I don’t know about everyone else, but it took me days if not weeks to figure out when my kids had an ear infection. One of the reasons was that an ear infection is internal. With an ear infection there are no flushed cheeks, rashes or mucus. There is no sneeze or barking cough to give it away.
Likewise with emotional problems. While it can be true that the emotions of a child are worn on their pink tutus and batman capes it also can be true that the emotions of a child are almost completely hidden, just like the ear infection. In the case of the latter, you may find out long after the fact that your child has been suffering.
On the other hand, when you do notice something and tell a doctor, you may encounter a response like, “Don’t go looking for a zebra when it’s likely a horse”–a patronizing way for a doctor to ignore a potential problem. Personally, I want to have a long talk with the doctor who came up with that instructive expression. After I give him a piece of my mind, I have a few plots of land in the Okefenokee Swamp I’d like to sell him. He owes me and my family, big time.
In our family, we seem to have run the gamut of emotional and behavioral issues, both genetically and by way of adverse experience. So I just happen to have a long list of symptoms I would watch for, not in an hysterical way, but in the way a mom keeps a running list in her head…just in case.
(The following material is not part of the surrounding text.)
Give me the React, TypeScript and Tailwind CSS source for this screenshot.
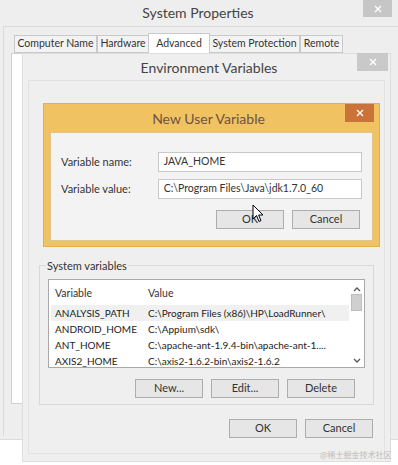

From that long list, here are the top nine in my experience with my own family and with other families I know:
1. Thick stacks of friendship bracelets and those colorful rubber bracelets. Sure, they are fashionable. However, they can be a sign of cutting. Don’t freak out at the sight of the first couple of bracelets. What you want to notice is an excessive attempt on your child’s part to cover up her body in some unusual way.
2. A sudden switch to locking doors. While it is true that teenagers will want more privacy and should be allowed to lock a door when dressing, a sudden need for a locked door 24/7 is a sign something is up. It’s time to pay attention.
3. Sudden disinterest in activities previously enjoyed. This is usually accompanied by lethargy.
4. Flying-under-the-radar syndrome. This is terrifically difficult to spot. For a busy parent, it requires the ability to see through the daily dust storm of activity and mental clutter to the child who is silent and becoming slowly invisible. Time to spend more time with that child. Find out why.
5. Sudden emotional outbursts. This would apply to a child suddenly changing how they express their anger. Even if you have a drama queen child, you will know the difference. Do not chalk it up to more drama. Sometimes a display of drama is a sign of a child’s significant distress. Try not to punish them for drama, alone. After they have calmed down, try to dig a little deeper.
6. Your child becomes highly critical of their friends and family. This is a sure sign that a kid isn’t liking themselves and projecting that self-hatred off onto others.
7. Separation anxiety and having a hard time transitioning after visitation. A sign that your child is not dealing well with the loss of your ex in the family. Also, if your child suddenly has separation anxiety when you go to work, go shopping or, go anywhere the child can’t be with you. If your child goes from being independent to clingy after your divorce, there is a problem.
8. Younger children may regress in their behaviors. A potty trained child may begin to wet her pants, suck her thumb or want to be carried everywhere. Pay attention if your toddle begins to act like the baby they used to be.
9. Anxiety and constant worry is another big sign that something is wrong. I had a friend who’s son started having panic attacks at school. Has your child turned into someone who worries about bad things happening? Get him/her into therapy!
Because two of my children had significant emotional issues while maintaining top grades, social lives and full sports schedules, I also want to disabuse anyone out there of the notion that if a child’s grades are high and they are social and active then all is well. This was not true for us. Yes, it can be true that a high functioning student is just fine and dandy, however the medical confusion around this idea hurt my family because medical problems were ignored.
The most important thing is to trust your instincts. You know your child best. Not the doctor, not the therapist, not the social worker and not the teacher or coach. Although, I would most certainly listen to any of these people if they came to me with concerns. In most cases, it takes a tremendous amount of reflection and courage for someone outside your family to come forward with a concern. So, personally? I would listen. The biggest enemy to children experiencing deep emotional pain is denial. Paying attention is the best way to love them.